**WORK TO COMPLETE:**
Word for word, restate the lines from the start of the data below through the line containing "import React from".

**DATA BLOCK:**
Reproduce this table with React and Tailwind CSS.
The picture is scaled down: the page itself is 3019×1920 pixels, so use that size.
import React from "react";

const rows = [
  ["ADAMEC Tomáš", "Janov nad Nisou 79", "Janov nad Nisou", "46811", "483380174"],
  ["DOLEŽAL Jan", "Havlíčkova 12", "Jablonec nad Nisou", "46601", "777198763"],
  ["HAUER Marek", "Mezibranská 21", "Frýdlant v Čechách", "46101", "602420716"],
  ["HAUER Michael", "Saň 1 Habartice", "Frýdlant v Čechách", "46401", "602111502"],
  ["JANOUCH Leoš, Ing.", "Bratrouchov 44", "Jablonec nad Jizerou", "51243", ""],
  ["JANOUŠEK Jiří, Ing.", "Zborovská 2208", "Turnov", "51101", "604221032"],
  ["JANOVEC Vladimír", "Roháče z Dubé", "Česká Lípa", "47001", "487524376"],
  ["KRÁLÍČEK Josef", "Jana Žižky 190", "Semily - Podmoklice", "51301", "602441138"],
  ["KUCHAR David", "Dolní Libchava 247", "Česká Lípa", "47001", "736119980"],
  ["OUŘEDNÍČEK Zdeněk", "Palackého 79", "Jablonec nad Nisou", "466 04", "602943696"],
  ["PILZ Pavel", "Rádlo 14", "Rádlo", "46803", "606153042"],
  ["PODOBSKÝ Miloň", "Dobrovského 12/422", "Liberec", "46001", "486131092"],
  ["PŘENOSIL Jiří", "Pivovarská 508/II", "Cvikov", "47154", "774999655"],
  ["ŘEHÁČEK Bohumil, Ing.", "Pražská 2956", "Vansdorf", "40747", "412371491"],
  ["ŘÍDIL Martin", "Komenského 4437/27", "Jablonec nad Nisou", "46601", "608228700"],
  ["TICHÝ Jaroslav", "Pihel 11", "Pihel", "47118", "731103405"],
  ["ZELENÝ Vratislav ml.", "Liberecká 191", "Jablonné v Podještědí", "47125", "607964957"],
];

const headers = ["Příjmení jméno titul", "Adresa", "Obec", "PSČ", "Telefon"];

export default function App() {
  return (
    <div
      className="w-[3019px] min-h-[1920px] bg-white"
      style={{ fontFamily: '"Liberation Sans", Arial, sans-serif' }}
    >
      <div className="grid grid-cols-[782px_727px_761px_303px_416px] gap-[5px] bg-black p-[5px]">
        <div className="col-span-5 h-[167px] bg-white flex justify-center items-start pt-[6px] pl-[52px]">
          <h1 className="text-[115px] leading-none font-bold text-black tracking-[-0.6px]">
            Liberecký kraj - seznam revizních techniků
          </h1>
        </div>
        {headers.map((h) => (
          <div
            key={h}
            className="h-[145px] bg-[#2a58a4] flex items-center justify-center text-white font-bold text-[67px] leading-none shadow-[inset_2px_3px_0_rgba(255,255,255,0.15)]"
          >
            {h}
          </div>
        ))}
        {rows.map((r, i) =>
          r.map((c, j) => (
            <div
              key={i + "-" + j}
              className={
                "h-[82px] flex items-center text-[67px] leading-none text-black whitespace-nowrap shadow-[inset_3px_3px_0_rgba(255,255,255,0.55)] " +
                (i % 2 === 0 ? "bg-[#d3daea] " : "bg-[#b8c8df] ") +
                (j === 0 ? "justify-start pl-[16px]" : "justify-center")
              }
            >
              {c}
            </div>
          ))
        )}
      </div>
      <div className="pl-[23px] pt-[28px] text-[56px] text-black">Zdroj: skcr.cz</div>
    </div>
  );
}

**ANSWER TO THIS PROBLEM:**
Reproduce this table with React and Tailwind CSS.
The picture is scaled down: the page itself is 3019×1920 pixels, so use that size.
import React from "react";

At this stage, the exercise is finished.